Installation

Choose the correct version

Make sure to match both the Spark version and the Scala version of your setup. Here is a compatibility table to help you choose the correct version of the connector.

Table 1. Compatibility table
Spark Version Artifact (Scala 2.12) Artifact (Scala 2.13)

3.4+

org.neo4j:neo4j-connector-apache-spark_2.12:5.3.2_for_spark_3

org.neo4j:neo4j-connector-apache-spark_2.13:5.3.2_for_spark_3

3.3

org.neo4j:neo4j-connector-apache-spark_2.12:5.1.0_for_spark_3

org.neo4j:neo4j-connector-apache-spark_2.13:5.1.0_for_spark_3

3.2

org.neo4j:neo4j-connector-apache-spark_2.12:5.0.3_for_spark_3

org.neo4j:neo4j-connector-apache-spark_2.13:5.0.3_for_spark_3

3.0 and 3.1

org.neo4j:neo4j-connector-apache-spark_2.12:4.1.5_for_spark_3

org.neo4j:neo4j-connector-apache-spark_2.13:4.1.5_for_spark_3

Usage with the Spark shell

The connector is available via Spark Packages:

$SPARK_HOME/bin/spark-shell --packages org.neo4j:neo4j-connector-apache-spark_2.12:5.3.2_for_spark_3
$SPARK_HOME/bin/pyspark --packages org.neo4j:neo4j-connector-apache-spark_2.12:5.3.2_for_spark_3

Alternatively, you can download the connector JAR file from the Neo4j Connector Page or from the GitHub releases page and run the following command to launch a Spark interactive shell with the connector included:

$SPARK_HOME/bin/spark-shell --jars neo4j-connector-apache-spark_2.12-5.3.2_for_spark_3.jar
$SPARK_HOME/bin/pyspark --jars neo4j-connector-apache-spark_2.12-5.3.2_for_spark_3.jar

Self-contained applications

For non-Python applications:

  1. Include the connector in your application using the application’s build tool.

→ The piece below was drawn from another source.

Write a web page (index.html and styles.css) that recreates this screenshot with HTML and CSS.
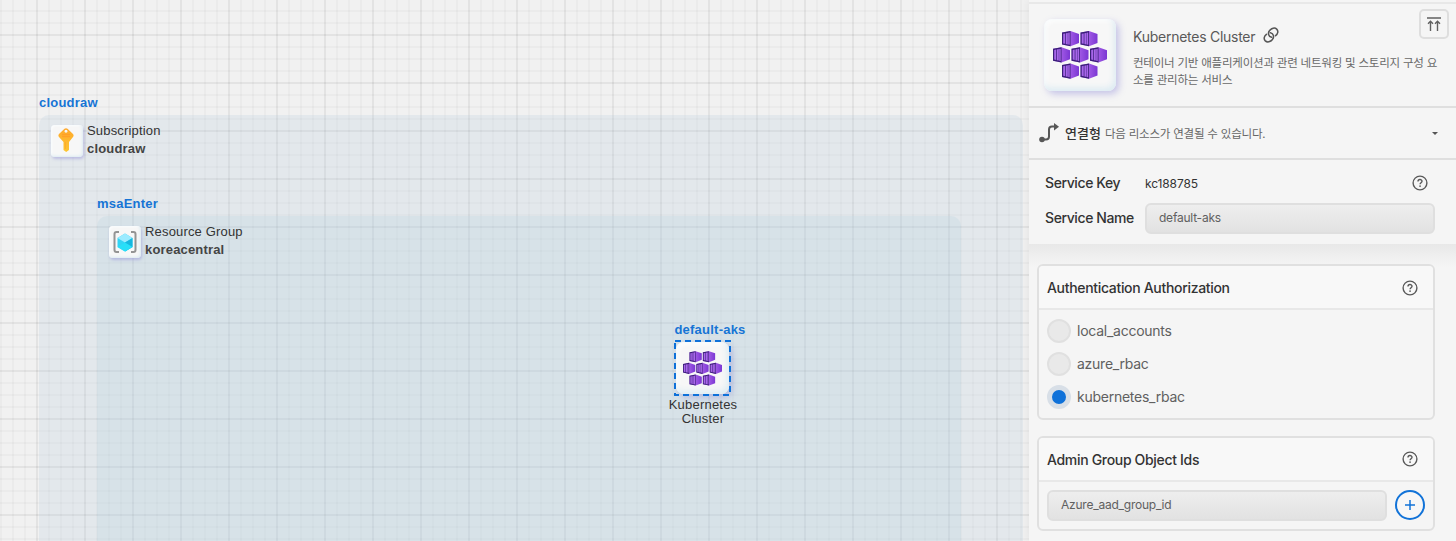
FILE: index.html
```
<!DOCTYPE html>
<html lang="ko">
<head>
<meta charset="utf-8">
<title>Cloudraw</title>
<link rel="stylesheet" href="styles.css">
</head>
<body>
<svg class="defs" width="0" height="0" aria-hidden="true">
  <defs>
    <linearGradient id="purple" x1="0" x2="1"><stop offset="0" stop-color="#b77af4"/><stop offset=".45" stop-color="#a35be6"/><stop offset="1" stop-color="#7b37d3"/></linearGradient>
    <linearGradient id="gold" x1="0" y1="0" x2="0" y2="1"><stop offset="0" stop-color="#ffa82b"/><stop offset="1" stop-color="#fcc632"/></linearGradient>
    <g id="box">
      <path d="M0 1.500 8.500 0 17 3v9l-8.500 3.300L0 13.500z" fill="url(#purple)"/>
      <path d="M0 1.500 8.500 0v15.300L0 13.500z" fill="#3b1f78"/>
      <path d="M1.200 2.800 3.200 2.400v10.400l-2-.4zM3.900 2.300l1.900-.4v11.500l-1.900-.4zM6.200 1.800l1.500-.3v12.300l-1.500-.3z" fill="#a866ea"/>
    </g>
    <symbol id="aks" viewBox="0 0 54 48">
      <use href="#box" x="9"/><use href="#box" x="27.500"/>
      <use href="#box" y="16.200"/><use href="#box" x="18.500" y="16.200"/><use href="#box" x="37" y="16.200"/>
      <use href="#box" x="9" y="32.400"/><use href="#box" x="27.500" y="32.400"/>
    </symbol>
    <symbol id="help" viewBox="0 0 16 16">
      <circle cx="8" cy="8" r="6.900" fill="none" stroke="#595959" stroke-width="1.400"/>
      <path d="M6 6.500c0-2.600 4-2.600 4-.2 0 1.500-1.900 1.500-1.900 3" fill="none" stroke="#595959" stroke-width="1.400"/>
      <rect x="7.300" y="10.400" width="1.500" height="1.500" fill="#595959"/>
    </symbol>
  </defs>
</svg>
<div class="app">
  <main class="canvas">
    <section class="zone zone-sub">
      <div class="zone-name">cloudraw</div>
      <div class="tile tile-sm">
        <svg class="key-icon" width="16" height="24" viewBox="0 0 16 24"><path fill="url(#gold)" fill-rule="evenodd" d="M6.500.7Q8-.4 9.500.7L15 6q1.200 1.400 0 2.900L11 14v8L8.200 24 5.500 22v-8L1 8.900Q-.2 7.400 1 6zM8 1.700a1.500 1.500 0 1 0 .01 0z"/><path d="M4.500 6.500h7M4.500 8.600h7" stroke="#ff9f28" stroke-width="1.300" stroke-linecap="round"/><path d="M7.400 14v7" stroke="#ffa62a" stroke-width=".8"/></svg>
      </div>
      <div class="caption"><span>Subscription</span><b>cloudraw</b></div>
    </section>
    <section class="zone zone-group">
      <div class="zone-name">msaEnter</div>
      <div class="tile tile-sm">
        <svg width="24" height="22" viewBox="0 0 24 22"><path d="M6 1H3.500Q1.500 1 1.500 3v16q0 2 2 2H6M18 1h2.500q2 0 2 2v16q0 2-2 2H18" fill="none" stroke="#949494" stroke-width="2"/><path d="M12 2.500 19.500 7v9L12 20.500 4.500 16V7z" fill="#32d4f5"/><path d="M12 2.500 19.500 7 12 11.500 4.500 7z" fill="#9cebff"/><path d="M12 11.500 19.500 7v9L12 20.500z" fill="#17b7df"/><path d="M12 11.500 19.500 16 12 20.500 4.500 16z" fill="#28dff8"/></svg>
      </div>
      <div class="caption"><span>Resource Group</span><b>koreacentral</b></div>
    </section>
    <section class="node">
      <div class="node-name">default-aks</div>
      <div class="selection">
        <div class="tile tile-md"><svg width="39" height="35"><use href="#aks"/></svg></div>
        <svg class="marquee" width="57" height="56"><rect x="1" y="1" width="55" height="54" fill="none" stroke="#0e71d9" stroke-width="2" stroke-dasharray="6 4"/></svg>
      </div>
      <div class="node-label">Kubernetes<br>Cluster</div>
    </section>
  </main>
  <aside class="panel">
    <header class="head">
      <div class="tile tile-lg"><svg width="54" height="48"><use href="#aks"/></svg></div>
      <div class="head-text">
        <div class="title"><span>Kubernetes Cluster</span>
          <svg width="16" height="16" viewBox="0 0 16 16" fill="none" stroke="#555" stroke-width="1.500" stroke-linecap="round"><path d="M8.600 10.200C5.200 9.500 4.600 5.800 6.600 3.500 8.600 1 11.800.3 13.700 2.100 15.600 4 15 6.800 12.600 8.700M7.400 5.800C10.800 6.500 11.400 10.200 9.400 12.500 7.400 15 4.200 15.700 2.300 13.900.4 12 1 9.200 3.400 7.300"/></svg>
        </div>
        <p class="desc">컨테이너 기반 애플리케이션과 관련 네트워킹 및 스토리지 구성 요<br>소를 관리하는 서비스</p>
      </div>
      <button class="pin" aria-label="top"><svg width="14" height="14" viewBox="0 0 14 14" fill="none" stroke="#606060" stroke-width="1.400"><path d="M0 1h14M3.500 14V4.500M1 6.700l2.500-2.500L6 6.700M10.500 14V4.500M8 6.700l2.500-2.500L13 6.700"/></svg></button>
    </header>
    <div class="links">
      <svg width="20" height="20" viewBox="0 0 20 20"><path d="M3 16.500h4q3 0 3-3v-7q0-3 3-3h3" fill="none" stroke="#575757" stroke-width="2"/><circle cx="3" cy="16.500" r="2.800" fill="#575757"/><path d="M15 0l5 3.700-5 3.800z" fill="#575757"/></svg>
      <strong>연결형</strong><span>다음 리소스가 연결될 수 있습니다.</span>
      <i class="caret"></i>
    </div>
    <div class="service">
      <div class="row"><label>Service Key</label><span class="key">kc188785</span><svg class="help" width="16" height="16"><use href="#help"/></svg></div>
      <div class="row"><label>Service Name</label><div class="field">default-aks</div></div>
    </div>
    <div class="body">
      <section class="card">
        <div class="card-head"><h3>Authentication Authorization</h3><svg class="card-help" width="16" height="16"><use href="#help"/></svg></div>
        <div class="options">
          <div class="option"><i class="radio"></i><span>local_accounts</span></div>
          <div class="option"><i class="radio"></i><span>azure_rbac</span></div>
          <div class="option"><i class="radio on"></i><span>kubernetes_rbac</span></div>
        </div>
      </section>
      <section class="card">
        <div class="card-head"><h3>Admin Group Object Ids</h3><svg width="16" height="16"><use href="#help"/></svg></div>
        <div class="entry"><div class="field">Azure_aad_group_id</div><button class="add" aria-label="add"><svg width="10" height="10" viewBox="0 0 10 10"><path d="M5 0v10M0 5h10" stroke="#1273d8" stroke-width="1.500"/></svg></button></div>
      </section>
    </div>
  </aside>
</div>
</body>
</html>
```
FILE: styles.css
```
* { box-sizing: border-box; }
body { margin: 0; overflow: hidden; font-family: Inter, "Noto Sans CJK KR", sans-serif; color: #333; }
.defs { position: absolute; }
.app { display: flex; width: 1456px; height: 541px; }
.canvas {
  position: relative; flex: 1; overflow: hidden; background-color: #f1f1f1;
  font-family: "Liberation Sans", Arial, sans-serif; font-size: 13px; letter-spacing: .1px;
  background-image:
    linear-gradient(90deg, rgba(0,0,0,.035) 2px, transparent 2px),
    linear-gradient(rgba(0,0,0,.035) 2px, transparent 2px),
    linear-gradient(90deg, rgba(0,0,0,.023) 2px, transparent 2px),
    linear-gradient(rgba(0,0,0,.023) 2px, transparent 2px);
  background-size: 48px 48px, 48px 48px, 12px 12px, 12px 12px;
  background-position: 36px 34px, 36px 34px, 0 10px, 0 10px;
}
.zone { position: absolute; display: flex; gap: 4px; padding: 10px 12px; border-radius: 10px; }
.zone-sub { left: 39px; top: 115px; width: 984px; height: 600px; background: rgba(173,202,220,.2); }
.zone-group { left: 97px; top: 216px; width: 864px; height: 600px; background: rgba(168,206,222,.2); }
.zone-name { position: absolute; left: 0; top: -20px; line-height: 15px; color: #1674d5; font-weight: 700; letter-spacing: .22px; }
.caption { display: flex; flex-direction: column; line-height: 18px; margin-top: -3px; letter-spacing: .17px; }
.caption b { color: #444; }
.tile {
  display: flex; align-items: center; justify-content: center; flex: none; background: #f7f7f7; border-radius: 8px;
  box-shadow: 3px 3px 7px rgba(125,120,210,.4), inset -2px -3px 6px #dcebf2, inset 2px 2px 5px #fff;
}
.tile-sm { width: 32px; height: 32px; border-radius: 4px; box-shadow: 1px 2px 3px rgba(125,120,210,.38), inset -1px -1px 3px #dcebf2, inset 1px 1px 2px #fff; }
.key-icon { margin: -2px 2px 0 0; }
.tile-md { width: 53px; height: 52px; }
.tile-lg { width: 72px; height: 72px; }
.node { position: absolute; left: 652px; top: 322px; width: 102px; display: flex; flex-direction: column; align-items: center; }
.node-name { color: #1674d5; font-weight: 700; line-height: 15px; margin: 0 0 3px 14px; letter-spacing: .23px; }
.selection { position: relative; width: 57px; height: 56px; padding: 2px; margin-right: 1px; }
.marquee { position: absolute; left: 0; top: 0; }
.node-label { text-align: center; line-height: 14px; margin-top: 2px; letter-spacing: .22px; }
.panel { position: relative; width: 427px; flex: none; background: #f5f5f5; box-shadow: -2px 0 8px rgba(0,0,0,.05); }
.head { position: relative; display: flex; gap: 17px; height: 108px; margin: 0; padding: 17px 15px 0; border-bottom: 2px solid #dfdfdf; }
.head::before { content: ""; position: absolute; left: 0; right: 0; top: 2px; height: 2px; background: #e8e8e8; }
.head .tile { margin-top: 2px; }
.title { display: flex; gap: 8px; align-items: flex-start; height: 37px; padding-top: 10px; font-size: 14px; line-height: 20px; letter-spacing: -.26px; color: #595959; }
.desc { margin: 0; white-space: nowrap; font: 11.500px/17px "Noto Sans CJK KR", sans-serif; letter-spacing: -.21px; color: #686868; }
.pin { position: absolute; right: 7px; top: 9px; width: 30px; height: 30px; padding: 0; border: 2px solid #dedede; border-radius: 5px; background: #f5f5f5; display: grid; place-items: center; }
.links { display: flex; align-items: center; height: 52px; padding: 0 18px 0 10px; border-bottom: 2px solid #dfdfdf; font-family: "Noto Sans CJK KR", sans-serif; }
.links strong { margin: -2px 4px 0 6px; font-size: 13px; font-weight: 500; }
.links span { font-size: 11.500px; letter-spacing: -.2px; color: #666; white-space: nowrap; }
.caret { margin-left: auto; border: 3px solid transparent; border-top: 3px solid #555; border-bottom: 0; }
.service { height: 84px; padding: 8px 21px 0 16px; }
.row { display: flex; align-items: center; height: 30px; margin-bottom: 5px; }
.row label { width: 100px; font-size: 14px; font-weight: 500; letter-spacing: -.4px; padding-bottom: 1px; }
.key { font-size: 12px; letter-spacing: -.12px; }
.help { margin-left: auto; margin-right: 7px; }
.field { flex: 1; height: 31px; padding: 0 12px; border: 2px solid #dfdfdf; border-radius: 6px; background: linear-gradient(#eeeeee, #e2e2e2); color: #606060; font-size: 12px; letter-spacing: -.23px; line-height: 25px; }
.body { padding: 20px 21px 0 8px; background: linear-gradient(#e8e8e8, #efefef 12px, #f5f5f5 24px); }
.card { border: 2px solid #e0e0e0; border-radius: 6px; margin-bottom: 16px; background: #f5f5f5; overflow: hidden; }
.card-head { display: flex; align-items: center; justify-content: space-between; height: 44px; padding: 0 15px 0 8px; background: #f8f8f8; border-bottom: 2px solid #e8e8e8; }
.card-head h3 { margin: 0; font-size: 14px; font-weight: 500; letter-spacing: -.32px; }
.card-help { margin-top: 2px; }
.options { height: 108px; padding: 9px 8px; display: flex; flex-direction: column; gap: 9px; }
.option { display: flex; align-items: center; gap: 6px; height: 24px; font-size: 14px; letter-spacing: -.25px; color: #606060; }
.option span { padding-bottom: 2px; }
.radio { width: 24px; height: 24px; border-radius: 50%; border: 2px solid #e0e0e0; background: #e9e9e9; }
.radio.on { border: 5px solid #d8dfe7; background: #0e71d9; }
.entry { display: flex; gap: 8px; padding: 8px; height: 47px; }
.add { width: 30px; height: 30px; border: 2px solid #1273d8; border-radius: 50%; background: #f7f7f7; padding: 0; display: grid; place-items: center; }
```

  2. Package the application.

  3. Use spark-submit to run the application.

For Python applications, run spark-submit directly.

As for the spark-shell, you can run spark-submit via Spark Packages or with a local JAR file. See the Quickstart for code examples.

A minimal build.sbt
name := "Spark App"
version := "1.0"
scalaVersion := "2.12.18"

libraryDependencies += "org.apache.spark" %% "spark-sql" % "3.5.1"
libraryDependencies += "org.neo4j" %% "neo4j-connector-apache-spark" % "5.3.1_for_spark_3"

If you use the sbt-spark-package plugin, add the following to your build.sbt instead:

scala spDependencies += "org.neo4j/neo4j-connector-apache-spark_2.12:5.3.2_for_spark_3"
A minimal pom.xml
<project>
  <groupId>org.neo4j</groupId>
  <artifactId>spark-app</artifactId>
  <modelVersion>4.0.0</modelVersion>
  <name>Spark App</name>
  <packaging>jar</packaging>
  <version>1.0</version>
  <dependencies>
    <dependency>
      <groupId>org.apache.spark</groupId>
      <artifactId>spark-sql_2.12</artifactId>
      <version>3.5.1</version>
      <scope>provided</scope>
    </dependency>
    <dependency>
      <groupId>org.neo4j</groupId>
      <artifactId>neo4j-connector-apache-spark_2.12</artifactId>
      <version>5.3.1_for_spark_3</version>
    </dependency>
  </dependencies>
</project>

Other build tools

Gradle

dependencies {
    // list of dependencies
    compile "org.neo4j:neo4j-connector-apache-spark_2.12:5.3.2_for_spark_3"
}